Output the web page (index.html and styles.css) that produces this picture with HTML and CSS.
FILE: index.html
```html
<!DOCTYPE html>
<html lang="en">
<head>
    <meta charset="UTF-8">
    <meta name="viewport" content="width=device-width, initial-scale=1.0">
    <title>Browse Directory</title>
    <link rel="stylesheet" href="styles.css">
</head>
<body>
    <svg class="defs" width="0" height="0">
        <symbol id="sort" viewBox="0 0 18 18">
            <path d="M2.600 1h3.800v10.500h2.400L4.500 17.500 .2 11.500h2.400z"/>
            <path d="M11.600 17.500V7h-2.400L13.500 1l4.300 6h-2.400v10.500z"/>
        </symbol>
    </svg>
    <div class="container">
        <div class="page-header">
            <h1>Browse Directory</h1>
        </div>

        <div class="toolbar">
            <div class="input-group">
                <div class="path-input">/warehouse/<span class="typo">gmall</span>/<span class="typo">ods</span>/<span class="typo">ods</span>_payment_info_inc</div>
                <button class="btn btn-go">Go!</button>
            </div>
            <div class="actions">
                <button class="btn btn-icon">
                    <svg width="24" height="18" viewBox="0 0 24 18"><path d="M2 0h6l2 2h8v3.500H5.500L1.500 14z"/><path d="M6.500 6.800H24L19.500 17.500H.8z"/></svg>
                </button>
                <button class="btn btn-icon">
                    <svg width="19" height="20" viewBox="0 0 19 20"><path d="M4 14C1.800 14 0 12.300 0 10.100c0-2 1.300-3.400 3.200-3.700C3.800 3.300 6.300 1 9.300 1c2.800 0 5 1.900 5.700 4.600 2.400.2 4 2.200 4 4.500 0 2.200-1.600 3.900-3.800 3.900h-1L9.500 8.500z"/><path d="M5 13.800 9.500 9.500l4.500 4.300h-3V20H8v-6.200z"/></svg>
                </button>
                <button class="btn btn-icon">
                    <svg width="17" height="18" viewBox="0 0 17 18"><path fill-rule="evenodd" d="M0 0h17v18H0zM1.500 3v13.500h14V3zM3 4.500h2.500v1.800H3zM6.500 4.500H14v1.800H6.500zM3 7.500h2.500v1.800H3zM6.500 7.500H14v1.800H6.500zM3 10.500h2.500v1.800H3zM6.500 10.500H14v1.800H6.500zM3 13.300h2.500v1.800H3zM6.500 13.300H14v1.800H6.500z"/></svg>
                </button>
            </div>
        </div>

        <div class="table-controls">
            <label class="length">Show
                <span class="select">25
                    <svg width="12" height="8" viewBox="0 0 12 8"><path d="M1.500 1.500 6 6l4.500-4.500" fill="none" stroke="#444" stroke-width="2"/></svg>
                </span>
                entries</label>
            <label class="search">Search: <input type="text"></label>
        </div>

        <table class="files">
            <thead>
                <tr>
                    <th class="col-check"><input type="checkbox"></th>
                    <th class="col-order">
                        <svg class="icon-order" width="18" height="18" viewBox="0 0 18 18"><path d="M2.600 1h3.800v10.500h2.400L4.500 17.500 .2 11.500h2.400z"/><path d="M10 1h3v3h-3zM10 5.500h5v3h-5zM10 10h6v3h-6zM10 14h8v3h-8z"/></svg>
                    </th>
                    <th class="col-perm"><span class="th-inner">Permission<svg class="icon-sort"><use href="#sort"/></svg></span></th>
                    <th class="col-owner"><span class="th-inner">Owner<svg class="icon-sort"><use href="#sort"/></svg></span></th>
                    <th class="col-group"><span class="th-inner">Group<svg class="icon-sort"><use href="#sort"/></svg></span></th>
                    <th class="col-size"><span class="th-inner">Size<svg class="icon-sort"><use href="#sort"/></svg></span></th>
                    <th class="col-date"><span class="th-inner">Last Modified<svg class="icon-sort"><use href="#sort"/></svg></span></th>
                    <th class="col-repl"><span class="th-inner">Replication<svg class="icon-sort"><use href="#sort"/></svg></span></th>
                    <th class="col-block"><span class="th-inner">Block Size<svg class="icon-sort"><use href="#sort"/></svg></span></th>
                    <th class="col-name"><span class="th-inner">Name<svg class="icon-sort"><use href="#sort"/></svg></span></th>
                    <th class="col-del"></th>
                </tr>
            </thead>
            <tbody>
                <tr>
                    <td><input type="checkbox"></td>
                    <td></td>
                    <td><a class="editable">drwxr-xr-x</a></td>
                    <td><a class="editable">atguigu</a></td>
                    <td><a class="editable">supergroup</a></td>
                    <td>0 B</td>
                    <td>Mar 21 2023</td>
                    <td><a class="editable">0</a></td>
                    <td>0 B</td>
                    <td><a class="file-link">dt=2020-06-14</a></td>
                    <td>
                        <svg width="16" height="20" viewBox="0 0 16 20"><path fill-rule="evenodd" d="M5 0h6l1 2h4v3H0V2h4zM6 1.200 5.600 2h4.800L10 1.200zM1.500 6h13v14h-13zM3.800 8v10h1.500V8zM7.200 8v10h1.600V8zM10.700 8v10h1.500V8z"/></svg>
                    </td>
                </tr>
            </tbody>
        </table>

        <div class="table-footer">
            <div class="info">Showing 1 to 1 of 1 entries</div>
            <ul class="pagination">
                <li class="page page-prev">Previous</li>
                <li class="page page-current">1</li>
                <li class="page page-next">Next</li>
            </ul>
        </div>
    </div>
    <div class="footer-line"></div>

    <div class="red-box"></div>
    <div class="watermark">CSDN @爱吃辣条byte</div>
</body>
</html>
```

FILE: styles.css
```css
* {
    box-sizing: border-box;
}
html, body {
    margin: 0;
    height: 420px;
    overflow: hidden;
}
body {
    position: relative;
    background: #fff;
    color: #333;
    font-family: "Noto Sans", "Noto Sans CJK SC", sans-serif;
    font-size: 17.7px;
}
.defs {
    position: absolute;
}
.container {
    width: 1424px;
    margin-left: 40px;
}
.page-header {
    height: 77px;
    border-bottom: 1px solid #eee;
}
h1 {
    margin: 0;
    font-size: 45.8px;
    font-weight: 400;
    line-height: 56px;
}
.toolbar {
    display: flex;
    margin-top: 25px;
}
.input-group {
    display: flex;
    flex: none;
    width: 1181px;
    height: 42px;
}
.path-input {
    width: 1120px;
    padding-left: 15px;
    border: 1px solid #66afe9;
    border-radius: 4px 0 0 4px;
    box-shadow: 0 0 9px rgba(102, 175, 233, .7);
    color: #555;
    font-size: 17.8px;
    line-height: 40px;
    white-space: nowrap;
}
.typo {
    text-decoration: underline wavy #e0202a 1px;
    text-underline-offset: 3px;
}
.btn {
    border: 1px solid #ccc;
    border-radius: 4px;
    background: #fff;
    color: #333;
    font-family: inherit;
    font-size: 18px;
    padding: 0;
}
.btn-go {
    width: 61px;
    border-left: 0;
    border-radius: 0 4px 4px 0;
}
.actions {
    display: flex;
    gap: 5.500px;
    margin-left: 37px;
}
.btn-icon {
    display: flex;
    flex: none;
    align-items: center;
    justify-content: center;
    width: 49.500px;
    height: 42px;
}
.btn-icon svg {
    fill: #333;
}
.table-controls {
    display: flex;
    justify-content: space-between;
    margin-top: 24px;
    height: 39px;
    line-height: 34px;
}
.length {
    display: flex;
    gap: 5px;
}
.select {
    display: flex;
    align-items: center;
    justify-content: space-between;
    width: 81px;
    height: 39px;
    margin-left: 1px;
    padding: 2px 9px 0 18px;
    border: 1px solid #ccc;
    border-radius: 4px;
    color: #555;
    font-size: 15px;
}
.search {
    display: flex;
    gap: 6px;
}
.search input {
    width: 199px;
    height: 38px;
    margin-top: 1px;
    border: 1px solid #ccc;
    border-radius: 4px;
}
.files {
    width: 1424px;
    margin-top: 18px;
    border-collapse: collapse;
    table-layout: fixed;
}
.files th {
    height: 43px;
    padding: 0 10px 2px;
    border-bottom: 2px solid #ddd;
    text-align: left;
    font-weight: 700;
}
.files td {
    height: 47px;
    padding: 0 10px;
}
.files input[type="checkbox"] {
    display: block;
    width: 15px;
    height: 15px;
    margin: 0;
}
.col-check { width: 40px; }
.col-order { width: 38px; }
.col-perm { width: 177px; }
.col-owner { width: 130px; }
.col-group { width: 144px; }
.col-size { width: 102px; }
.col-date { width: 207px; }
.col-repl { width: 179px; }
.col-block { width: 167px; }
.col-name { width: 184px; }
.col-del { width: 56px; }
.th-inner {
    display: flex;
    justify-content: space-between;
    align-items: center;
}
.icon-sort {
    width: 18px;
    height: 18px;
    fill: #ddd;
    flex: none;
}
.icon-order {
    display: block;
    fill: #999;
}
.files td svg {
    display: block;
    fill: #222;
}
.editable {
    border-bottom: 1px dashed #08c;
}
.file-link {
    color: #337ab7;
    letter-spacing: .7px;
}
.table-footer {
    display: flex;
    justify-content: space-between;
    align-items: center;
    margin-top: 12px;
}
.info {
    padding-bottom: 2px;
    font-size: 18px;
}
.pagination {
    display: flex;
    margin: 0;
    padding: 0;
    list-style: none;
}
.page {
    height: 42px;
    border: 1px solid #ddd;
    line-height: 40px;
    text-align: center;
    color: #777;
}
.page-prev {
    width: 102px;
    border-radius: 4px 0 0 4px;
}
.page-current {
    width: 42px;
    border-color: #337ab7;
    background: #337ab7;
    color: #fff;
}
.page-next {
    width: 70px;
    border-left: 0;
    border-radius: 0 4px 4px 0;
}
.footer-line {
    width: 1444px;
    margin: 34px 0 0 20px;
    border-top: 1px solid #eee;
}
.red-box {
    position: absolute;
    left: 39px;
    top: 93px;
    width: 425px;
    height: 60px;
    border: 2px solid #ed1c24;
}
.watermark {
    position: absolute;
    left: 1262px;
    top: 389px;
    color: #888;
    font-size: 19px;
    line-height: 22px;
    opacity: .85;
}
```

## [Written task]
Every line in the data that holds "index" should be copied out.

## [Task response]
Output the web page (index.html and styles.css) that produces this picture with HTML and CSS.
FILE: index.html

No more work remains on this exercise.